600 Jahre Universität Leipzig - Festakt

Das Paulinum der mehr als 600 Jahre alten Universität Leipzig.

(Foto: Peter Endig/dpa)

Ronald Hoffmann weiß um die "Einzelkämpfer", junge Menschen, die sich so wie Evert beschreiben: "Ich lass mir von wenigen Menschen was sagen." Der Studienberater gibt zu: "Da haben wir bis jetzt keine packende Idee, wie wir die erreichen." Abgesehen von diesen "Verzagten", wie Hoffmann die Einzelkämpfer auch nennt, gebe es noch die Ratsuchenden, die schon wüssten, was sie studieren wollen und nur ein paar ergänzende Fragen haben. Und jene, die insgesamt sehr wenig über das Studieren wüssten und eine umfassende Beratung brauchten.

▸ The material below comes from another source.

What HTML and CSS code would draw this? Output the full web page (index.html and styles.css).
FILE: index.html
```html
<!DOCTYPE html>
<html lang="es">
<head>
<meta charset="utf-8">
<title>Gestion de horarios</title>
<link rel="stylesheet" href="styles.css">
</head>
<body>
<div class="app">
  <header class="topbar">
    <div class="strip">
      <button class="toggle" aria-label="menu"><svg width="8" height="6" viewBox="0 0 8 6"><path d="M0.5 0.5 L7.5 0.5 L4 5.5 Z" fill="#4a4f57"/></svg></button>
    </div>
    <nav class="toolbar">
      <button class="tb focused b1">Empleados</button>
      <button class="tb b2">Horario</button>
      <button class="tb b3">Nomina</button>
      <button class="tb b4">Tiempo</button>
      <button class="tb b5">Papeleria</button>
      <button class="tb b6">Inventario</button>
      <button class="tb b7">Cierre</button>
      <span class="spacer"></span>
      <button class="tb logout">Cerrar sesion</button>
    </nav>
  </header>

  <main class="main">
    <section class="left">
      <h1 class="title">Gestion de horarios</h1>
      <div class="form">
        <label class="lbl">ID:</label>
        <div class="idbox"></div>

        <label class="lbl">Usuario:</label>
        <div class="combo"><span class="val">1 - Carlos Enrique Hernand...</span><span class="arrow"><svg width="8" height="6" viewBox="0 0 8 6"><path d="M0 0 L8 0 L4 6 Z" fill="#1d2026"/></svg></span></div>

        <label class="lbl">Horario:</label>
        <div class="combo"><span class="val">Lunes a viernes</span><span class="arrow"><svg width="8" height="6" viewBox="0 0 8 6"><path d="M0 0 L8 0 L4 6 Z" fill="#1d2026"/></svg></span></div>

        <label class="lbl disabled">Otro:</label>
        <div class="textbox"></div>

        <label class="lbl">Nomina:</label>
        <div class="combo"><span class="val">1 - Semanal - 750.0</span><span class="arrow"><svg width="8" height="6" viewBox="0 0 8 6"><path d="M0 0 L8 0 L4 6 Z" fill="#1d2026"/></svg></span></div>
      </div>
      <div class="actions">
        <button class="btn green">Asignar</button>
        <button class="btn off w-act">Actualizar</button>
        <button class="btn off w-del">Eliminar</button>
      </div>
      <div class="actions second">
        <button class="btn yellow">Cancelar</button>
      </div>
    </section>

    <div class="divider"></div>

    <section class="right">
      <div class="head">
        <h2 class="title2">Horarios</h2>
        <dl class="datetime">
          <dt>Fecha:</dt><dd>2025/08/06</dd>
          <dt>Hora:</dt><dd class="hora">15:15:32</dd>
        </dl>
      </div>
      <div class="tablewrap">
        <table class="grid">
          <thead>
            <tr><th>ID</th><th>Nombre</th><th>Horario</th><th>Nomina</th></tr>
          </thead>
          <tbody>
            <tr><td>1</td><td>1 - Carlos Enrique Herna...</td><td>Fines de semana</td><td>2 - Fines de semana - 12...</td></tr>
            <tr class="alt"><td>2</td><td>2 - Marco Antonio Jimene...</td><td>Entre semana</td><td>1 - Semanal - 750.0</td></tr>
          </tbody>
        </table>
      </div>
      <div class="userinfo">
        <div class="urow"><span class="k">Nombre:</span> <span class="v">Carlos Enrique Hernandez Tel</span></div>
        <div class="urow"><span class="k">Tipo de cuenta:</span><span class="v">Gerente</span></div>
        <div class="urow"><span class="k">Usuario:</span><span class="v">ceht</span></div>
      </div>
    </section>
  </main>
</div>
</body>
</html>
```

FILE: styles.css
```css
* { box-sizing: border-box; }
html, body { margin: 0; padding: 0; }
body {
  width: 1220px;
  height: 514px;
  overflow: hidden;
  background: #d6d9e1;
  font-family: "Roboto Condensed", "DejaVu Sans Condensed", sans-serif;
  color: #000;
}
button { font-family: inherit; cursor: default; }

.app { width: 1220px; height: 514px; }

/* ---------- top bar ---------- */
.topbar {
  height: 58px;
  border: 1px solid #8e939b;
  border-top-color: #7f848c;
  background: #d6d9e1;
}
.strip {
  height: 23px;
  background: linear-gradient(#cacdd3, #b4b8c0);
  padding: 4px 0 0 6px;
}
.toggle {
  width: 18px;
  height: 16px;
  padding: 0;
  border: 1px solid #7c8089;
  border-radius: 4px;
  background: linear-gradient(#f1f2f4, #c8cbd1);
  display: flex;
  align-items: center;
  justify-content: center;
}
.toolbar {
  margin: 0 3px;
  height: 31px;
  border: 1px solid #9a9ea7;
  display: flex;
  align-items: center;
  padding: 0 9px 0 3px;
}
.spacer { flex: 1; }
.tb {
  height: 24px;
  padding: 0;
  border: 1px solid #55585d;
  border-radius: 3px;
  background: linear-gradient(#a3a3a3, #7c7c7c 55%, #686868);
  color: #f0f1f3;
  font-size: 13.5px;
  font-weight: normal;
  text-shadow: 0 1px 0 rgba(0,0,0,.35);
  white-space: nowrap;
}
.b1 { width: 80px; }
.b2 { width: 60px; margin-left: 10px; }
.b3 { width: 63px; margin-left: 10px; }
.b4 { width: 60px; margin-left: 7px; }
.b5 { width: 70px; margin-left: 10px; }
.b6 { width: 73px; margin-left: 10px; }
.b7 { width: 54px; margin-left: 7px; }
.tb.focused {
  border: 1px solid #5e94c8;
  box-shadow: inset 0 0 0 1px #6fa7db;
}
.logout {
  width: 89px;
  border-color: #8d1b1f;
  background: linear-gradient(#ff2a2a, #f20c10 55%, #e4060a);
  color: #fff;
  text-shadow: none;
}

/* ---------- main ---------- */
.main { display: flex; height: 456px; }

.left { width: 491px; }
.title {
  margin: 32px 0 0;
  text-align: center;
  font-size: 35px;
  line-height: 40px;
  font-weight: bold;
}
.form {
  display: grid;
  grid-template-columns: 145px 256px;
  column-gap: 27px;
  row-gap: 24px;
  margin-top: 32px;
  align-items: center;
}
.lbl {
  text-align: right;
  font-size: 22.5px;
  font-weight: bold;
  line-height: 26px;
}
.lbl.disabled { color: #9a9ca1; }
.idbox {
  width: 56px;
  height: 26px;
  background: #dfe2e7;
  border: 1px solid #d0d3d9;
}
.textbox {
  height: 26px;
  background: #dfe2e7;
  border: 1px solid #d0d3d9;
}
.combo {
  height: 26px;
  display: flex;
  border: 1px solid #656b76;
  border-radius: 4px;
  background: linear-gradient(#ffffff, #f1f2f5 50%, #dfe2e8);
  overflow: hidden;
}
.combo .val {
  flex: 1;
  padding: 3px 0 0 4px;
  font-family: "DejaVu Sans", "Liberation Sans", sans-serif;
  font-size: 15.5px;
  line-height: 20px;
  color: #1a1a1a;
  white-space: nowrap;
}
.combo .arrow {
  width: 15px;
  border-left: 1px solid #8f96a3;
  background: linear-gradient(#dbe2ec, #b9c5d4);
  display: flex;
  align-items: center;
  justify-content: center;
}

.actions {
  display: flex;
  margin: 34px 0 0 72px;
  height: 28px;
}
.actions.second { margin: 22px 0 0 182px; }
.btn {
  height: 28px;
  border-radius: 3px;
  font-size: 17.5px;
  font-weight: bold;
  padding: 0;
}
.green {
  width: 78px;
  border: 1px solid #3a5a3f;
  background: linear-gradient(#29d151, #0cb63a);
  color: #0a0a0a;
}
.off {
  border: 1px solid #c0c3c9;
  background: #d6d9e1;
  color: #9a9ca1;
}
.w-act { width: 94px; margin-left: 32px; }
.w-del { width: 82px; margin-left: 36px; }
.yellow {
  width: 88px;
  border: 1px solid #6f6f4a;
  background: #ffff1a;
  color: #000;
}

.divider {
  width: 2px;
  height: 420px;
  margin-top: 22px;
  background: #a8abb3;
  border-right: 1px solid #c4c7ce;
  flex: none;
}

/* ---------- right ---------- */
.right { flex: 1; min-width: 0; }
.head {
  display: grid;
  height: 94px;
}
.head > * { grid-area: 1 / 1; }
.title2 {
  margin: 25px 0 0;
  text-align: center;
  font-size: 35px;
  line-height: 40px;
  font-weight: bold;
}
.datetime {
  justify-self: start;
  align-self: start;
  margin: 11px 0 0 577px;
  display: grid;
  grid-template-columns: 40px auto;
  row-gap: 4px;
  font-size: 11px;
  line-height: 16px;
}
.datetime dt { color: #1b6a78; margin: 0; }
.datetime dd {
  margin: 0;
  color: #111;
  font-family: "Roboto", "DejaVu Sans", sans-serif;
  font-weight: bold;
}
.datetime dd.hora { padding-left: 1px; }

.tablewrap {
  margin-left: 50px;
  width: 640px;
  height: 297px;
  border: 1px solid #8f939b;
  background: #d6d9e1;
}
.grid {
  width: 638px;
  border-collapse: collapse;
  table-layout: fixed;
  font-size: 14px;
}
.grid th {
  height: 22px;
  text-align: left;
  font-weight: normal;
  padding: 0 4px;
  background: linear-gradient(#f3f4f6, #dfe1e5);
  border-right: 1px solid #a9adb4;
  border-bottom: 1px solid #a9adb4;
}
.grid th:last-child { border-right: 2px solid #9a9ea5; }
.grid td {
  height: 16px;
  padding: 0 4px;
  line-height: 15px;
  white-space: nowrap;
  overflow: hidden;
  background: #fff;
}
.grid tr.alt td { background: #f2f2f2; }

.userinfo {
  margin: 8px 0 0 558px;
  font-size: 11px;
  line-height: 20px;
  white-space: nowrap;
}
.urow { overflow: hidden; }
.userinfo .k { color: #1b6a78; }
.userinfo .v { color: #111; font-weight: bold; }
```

Dass Schulen ihre Abiturienten ohne jeden Schimmer von der Hochschulwelt ins Leben entlassen, kommt selten vor. Doch offenbar könnten sie mehr tun. In der bereits erwähnten UE-Studie äußern sechs von zehn Befragten die Ansicht, in ihrer Schule habe es zu wenig Informationen zu Studiengängen gegeben. Ein Vorwurf, den Ronald Hoffmann für Hamburg nicht gelten lässt: Dort sei die Studien- und Berufsorientierung fest in den Curricula der Sekundarstufe II verankert. Im Rahmen der Lehrpläne fänden auch Veranstaltungen in Kooperation mit der Universität Hamburg statt. Dort würden die grundlegenden Fragen geklärt, etwa wie ein Studium aufgebaut ist und wie man sich informieren kann. Damit sei schon viel erreicht, sagt Hoffmann.

Charlyn Evert, die 2016 in Lübeck Abitur gemacht hat, fühlte sich dagegen nicht gut vorbereitet. Als Kind aus einem Nichtakademikerhaushalt hätte sie mehr Input gebraucht, sagt sie. Bis auf eine kurze Einheit in der 8. Klasse habe es an ihrer Schule kein Orientierungsangebot gegeben. Damals machte sie einen Interessenstest - und erfuhr im Anschluss, sie solle doch Bestatterin werden.